**Data supplied**

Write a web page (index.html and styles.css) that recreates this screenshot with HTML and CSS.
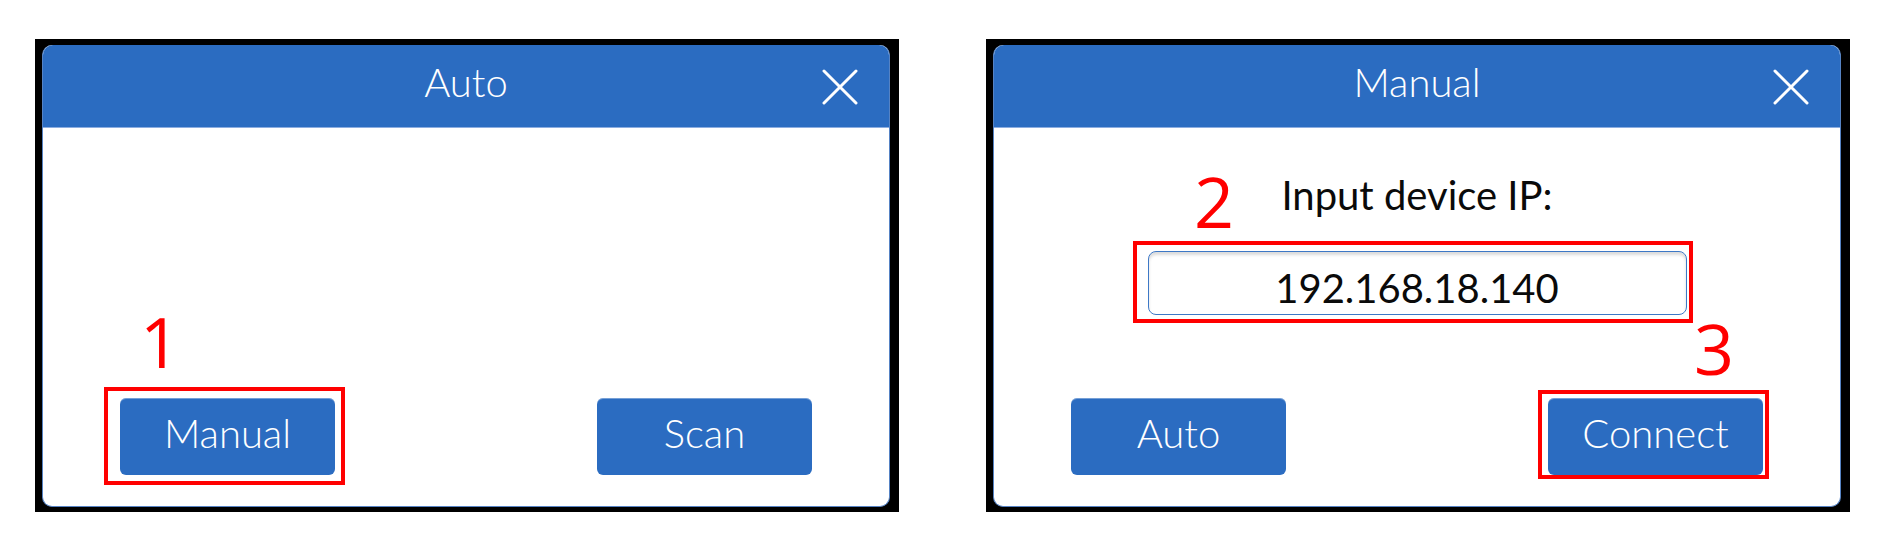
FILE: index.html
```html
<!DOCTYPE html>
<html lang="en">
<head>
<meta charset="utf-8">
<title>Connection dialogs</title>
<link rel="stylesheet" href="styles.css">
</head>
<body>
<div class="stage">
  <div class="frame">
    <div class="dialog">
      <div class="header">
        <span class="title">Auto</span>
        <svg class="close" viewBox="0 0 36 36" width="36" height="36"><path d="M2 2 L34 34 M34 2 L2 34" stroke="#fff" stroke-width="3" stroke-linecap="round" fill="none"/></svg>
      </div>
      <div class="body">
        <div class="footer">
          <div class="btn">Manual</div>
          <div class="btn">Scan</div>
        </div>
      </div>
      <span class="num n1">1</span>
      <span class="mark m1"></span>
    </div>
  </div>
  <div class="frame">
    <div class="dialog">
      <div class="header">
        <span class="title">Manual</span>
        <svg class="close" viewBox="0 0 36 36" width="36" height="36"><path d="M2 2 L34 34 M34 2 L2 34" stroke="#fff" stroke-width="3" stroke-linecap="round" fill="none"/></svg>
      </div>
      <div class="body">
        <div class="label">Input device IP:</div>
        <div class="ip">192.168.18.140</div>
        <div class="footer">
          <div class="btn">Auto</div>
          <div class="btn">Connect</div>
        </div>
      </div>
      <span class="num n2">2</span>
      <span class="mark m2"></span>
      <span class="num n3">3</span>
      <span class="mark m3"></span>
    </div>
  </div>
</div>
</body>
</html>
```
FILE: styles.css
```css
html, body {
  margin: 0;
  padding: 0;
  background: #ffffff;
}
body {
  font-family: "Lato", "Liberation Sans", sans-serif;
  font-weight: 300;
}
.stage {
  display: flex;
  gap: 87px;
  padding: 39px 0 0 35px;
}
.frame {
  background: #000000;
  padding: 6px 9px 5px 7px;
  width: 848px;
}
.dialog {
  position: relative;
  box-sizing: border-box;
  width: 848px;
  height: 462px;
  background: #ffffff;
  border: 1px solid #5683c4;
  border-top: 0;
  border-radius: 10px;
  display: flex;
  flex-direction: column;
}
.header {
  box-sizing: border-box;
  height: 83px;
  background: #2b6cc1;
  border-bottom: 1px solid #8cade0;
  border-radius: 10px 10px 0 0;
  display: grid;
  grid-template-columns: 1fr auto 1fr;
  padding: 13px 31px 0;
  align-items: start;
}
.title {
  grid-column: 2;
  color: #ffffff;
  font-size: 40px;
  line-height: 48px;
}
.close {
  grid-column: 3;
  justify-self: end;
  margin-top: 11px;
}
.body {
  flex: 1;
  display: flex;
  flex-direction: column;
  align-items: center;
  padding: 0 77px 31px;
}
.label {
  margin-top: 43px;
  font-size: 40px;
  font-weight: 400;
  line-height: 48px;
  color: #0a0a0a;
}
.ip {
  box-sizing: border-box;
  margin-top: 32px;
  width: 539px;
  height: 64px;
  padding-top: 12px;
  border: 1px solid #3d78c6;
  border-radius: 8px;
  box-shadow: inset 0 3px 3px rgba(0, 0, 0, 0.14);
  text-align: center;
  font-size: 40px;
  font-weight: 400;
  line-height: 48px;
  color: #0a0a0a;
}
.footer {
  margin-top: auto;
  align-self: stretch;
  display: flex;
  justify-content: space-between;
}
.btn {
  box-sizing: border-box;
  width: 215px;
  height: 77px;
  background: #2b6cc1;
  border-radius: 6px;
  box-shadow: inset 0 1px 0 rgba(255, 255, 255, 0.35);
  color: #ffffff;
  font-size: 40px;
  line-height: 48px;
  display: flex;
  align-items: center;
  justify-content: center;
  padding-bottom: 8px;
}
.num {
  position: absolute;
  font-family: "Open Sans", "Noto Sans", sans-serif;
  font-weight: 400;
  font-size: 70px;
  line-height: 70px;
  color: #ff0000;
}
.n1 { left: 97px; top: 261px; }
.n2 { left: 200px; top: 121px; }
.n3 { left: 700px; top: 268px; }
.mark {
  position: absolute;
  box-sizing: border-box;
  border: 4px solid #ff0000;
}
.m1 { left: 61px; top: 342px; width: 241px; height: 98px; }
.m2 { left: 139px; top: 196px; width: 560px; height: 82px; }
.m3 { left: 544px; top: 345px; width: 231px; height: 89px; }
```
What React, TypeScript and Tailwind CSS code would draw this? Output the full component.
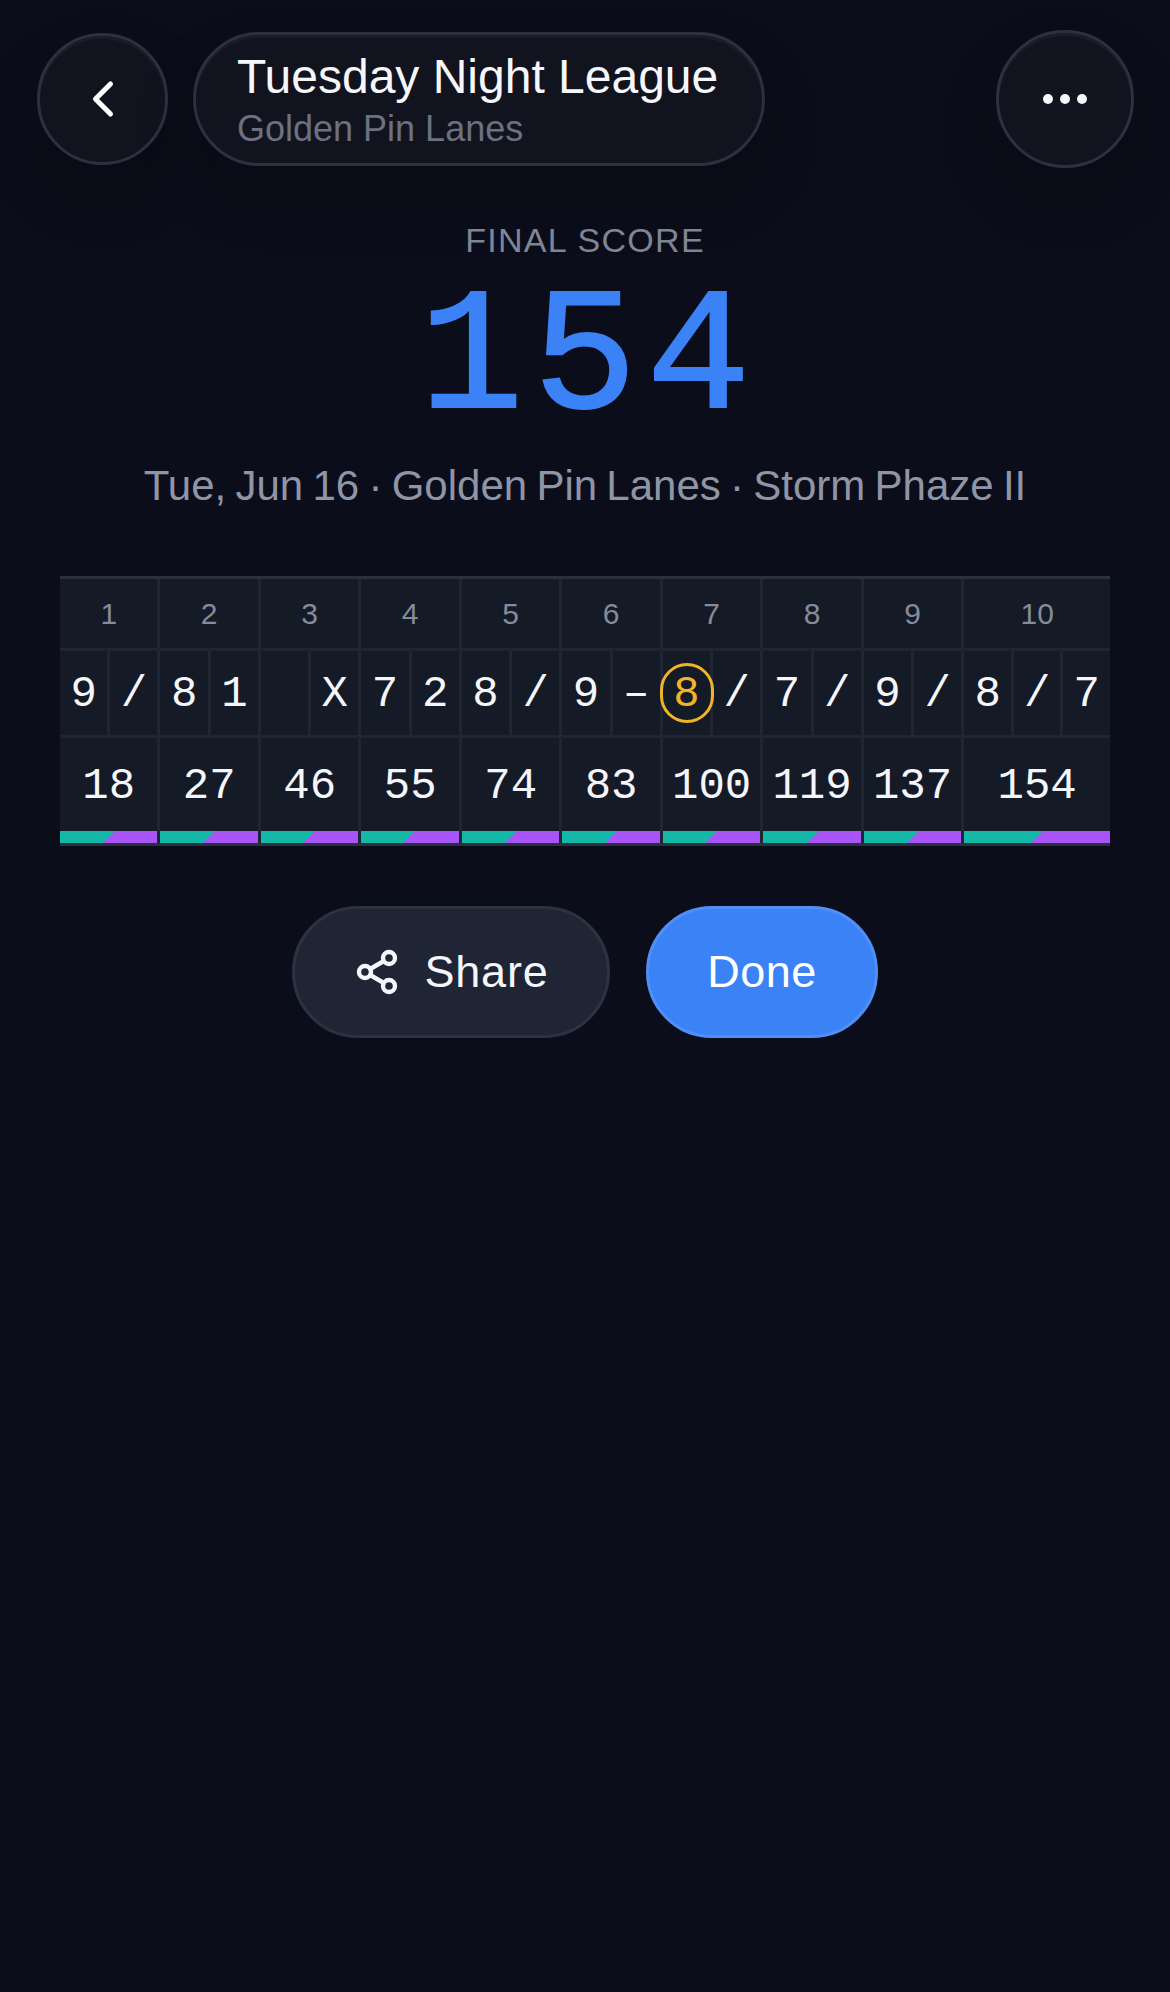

**Problem description**
All the material shown above is to be copied exactly, with no pictures carried over.

**Answer to this exercise**
Write a web page (index.html and styles.css) that recreates this screenshot with HTML and CSS.
FILE: index.html
```html
<!DOCTYPE html>
<html lang="en">
<head>
<meta charset="utf-8">
<title>Connection dialogs</title>
<link rel="stylesheet" href="styles.css">
</head>
<body>
<div class="stage">
  <div class="frame">
    <div class="dialog">
      <div class="header">
        <span class="title">Auto</span>
        <svg class="close" viewBox="0 0 36 36" width="36" height="36"><path d="M2 2 L34 34 M34 2 L2 34" stroke="#fff" stroke-width="3" stroke-linecap="round" fill="none"/></svg>
      </div>
      <div class="body">
        <div class="footer">
          <div class="btn">Manual</div>
          <div class="btn">Scan</div>
        </div>
      </div>
      <span class="num n1">1</span>
      <span class="mark m1"></span>
    </div>
  </div>
  <div class="frame">
    <div class="dialog">
      <div class="header">
        <span class="title">Manual</span>
        <svg class="close" viewBox="0 0 36 36" width="36" height="36"><path d="M2 2 L34 34 M34 2 L2 34" stroke="#fff" stroke-width="3" stroke-linecap="round" fill="none"/></svg>
      </div>
      <div class="body">
        <div class="label">Input device IP:</div>
        <div class="ip">192.168.18.140</div>
        <div class="footer">
          <div class="btn">Auto</div>
          <div class="btn">Connect</div>
        </div>
      </div>
      <span class="num n2">2</span>
      <span class="mark m2"></span>
      <span class="num n3">3</span>
      <span class="mark m3"></span>
    </div>
  </div>
</div>
</body>
</html>
```
FILE: styles.css
```css
html, body {
  margin: 0;
  padding: 0;
  background: #ffffff;
}
body {
  font-family: "Lato", "Liberation Sans", sans-serif;
  font-weight: 300;
}
.stage {
  display: flex;
  gap: 87px;
  padding: 39px 0 0 35px;
}
.frame {
  background: #000000;
  padding: 6px 9px 5px 7px;
  width: 848px;
}
.dialog {
  position: relative;
  box-sizing: border-box;
  width: 848px;
  height: 462px;
  background: #ffffff;
  border: 1px solid #5683c4;
  border-top: 0;
  border-radius: 10px;
  display: flex;
  flex-direction: column;
}
.header {
  box-sizing: border-box;
  height: 83px;
  background: #2b6cc1;
  border-bottom: 1px solid #8cade0;
  border-radius: 10px 10px 0 0;
  display: grid;
  grid-template-columns: 1fr auto 1fr;
  padding: 13px 31px 0;
  align-items: start;
}
.title {
  grid-column: 2;
  color: #ffffff;
  font-size: 40px;
  line-height: 48px;
}
.close {
  grid-column: 3;
  justify-self: end;
  margin-top: 11px;
}
.body {
  flex: 1;
  display: flex;
  flex-direction: column;
  align-items: center;
  padding: 0 77px 31px;
}
.label {
  margin-top: 43px;
  font-size: 40px;
  font-weight: 400;
  line-height: 48px;
  color: #0a0a0a;
}
.ip {
  box-sizing: border-box;
  margin-top: 32px;
  width: 539px;
  height: 64px;
  padding-top: 12px;
  border: 1px solid #3d78c6;
  border-radius: 8px;
  box-shadow: inset 0 3px 3px rgba(0, 0, 0, 0.14);
  text-align: center;
  font-size: 40px;
  font-weight: 400;
  line-height: 48px;
  color: #0a0a0a;
}
.footer {
  margin-top: auto;
  align-self: stretch;
  display: flex;
  justify-content: space-between;
}
.btn {
  box-sizing: border-box;
  width: 215px;
  height: 77px;
  background: #2b6cc1;
  border-radius: 6px;
  box-shadow: inset 0 1px 0 rgba(255, 255, 255, 0.35);
  color: #ffffff;
  font-size: 40px;
  line-height: 48px;
  display: flex;
  align-items: center;
  justify-content: center;
  padding-bottom: 8px;
}
.num {
  position: absolute;
  font-family: "Open Sans", "Noto Sans", sans-serif;
  font-weight: 400;
  font-size: 70px;
  line-height: 70px;
  color: #ff0000;
}
.n1 { left: 97px; top: 261px; }
.n2 { left: 200px; top: 121px; }
.n3 { left: 700px; top: 268px; }
.mark {
  position: absolute;
  box-sizing: border-box;
  border: 4px solid #ff0000;
}
.m1 { left: 61px; top: 342px; width: 241px; height: 98px; }
.m2 { left: 139px; top: 196px; width: 560px; height: 82px; }
.m3 { left: 544px; top: 345px; width: 231px; height: 89px; }
```
What React, TypeScript and Tailwind CSS code would draw this? Output the full component.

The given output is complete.